Drawings revive Stratonikeia ancient city in western Turkey
MUĞLAFindings unearthed at the ancient city of Stratonikeia in the southwestern province of Muğla, as well as the structures to be restored there, are being revived through special drawings made by an excavation painter.
Stratonikeia, located in Muğla’s Yatağan district, was home to many civilizations throughout its history and is on the UNESCO World Heritage Temporary List as one of the largest marble cities in the world. Excavations have been continuing there since 1977.
Aydın Erkuş, who is working as an excavation painter in the ancient city, said he has also been working on the restoration of old Greek and Ottoman residences in Istanbul’s Beyoğlu district. Among his work in Istanbul is the restoration of the Osman Hamdi Bey Mansion back in 2007, and since then he has been working on architectural restoration projects as an excavation painter.
“It is as if you are living in the past when making these drawings and listening to these stories.

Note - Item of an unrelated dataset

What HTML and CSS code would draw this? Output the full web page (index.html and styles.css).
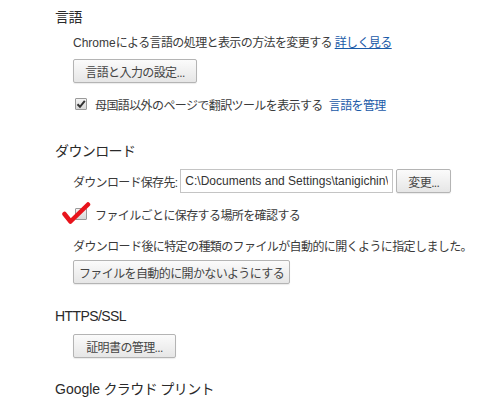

I feel like I’m travelling in history. It’s very enjoyable and exciting,” Erkuş said.
“In Stratonikeia I make reconstruction drawings and contribute to the restoration process. I work to complete the restoration projects of the structures and give attention to all details,” he added.
Erkuş said he had made the drawings of the historic bath and the houses that have been unearthed during excavations, as well as the Şaban Ağa Mosgue and the Ottoman-era stone roads. These drawings are also used in academic publications and presentations.
Giving life to structures
Before creating the drawings, Erkuş examines photos of the old structures and the head of the excavations gives him information about the period of the structures.
Visitors to the region get information about the structures and the life of the ancient city thanks to the drawings of various parts of the ancient city, he said.
“I have so far made nearly 800 drawings, including the surface surveys in the ancient cities of Stratonikeia and Lagina. I’ve also created around 600 figures to be used in the future in Stratonikeia,” Erkuş said.
The head of the Stratonikeia excavations, Professor Bilal Söğüt, said the city had been home to many civilizations including the Hellenistic, Roman, Byzantine, Anatolian beylics, Ottoman and Republican eras.
Notable pieces were during excavation and restoration works every year in the city, Söğüt added.
“Our excavation painter makes the drawings of these structures and visitors have the chance to see them in their original state thanks to these drawings,” he said.
Stratonikeia, a city in the interior of Caria, is located in the present-day village of Eskihisar. The first scientific excavations at the site began in 1977 under the direction of Professor Yusuf Boysal. Söğüt has been carrying out research, excavations and restoration work at the site since 2008.
The structures discovered in the city include fortification walls, a city gate with its monumental fountain, a colonnaded street, a gymnasium, a bouleuterion, a bath, a theater, a temple and a water structure. In addition, a bath from the Emirates Period (14th-15th century A.D.), a mosque from the 19th and the 20th centuries, a coffeehouse and a number of dwellings, streets, shops and fountains can be found there.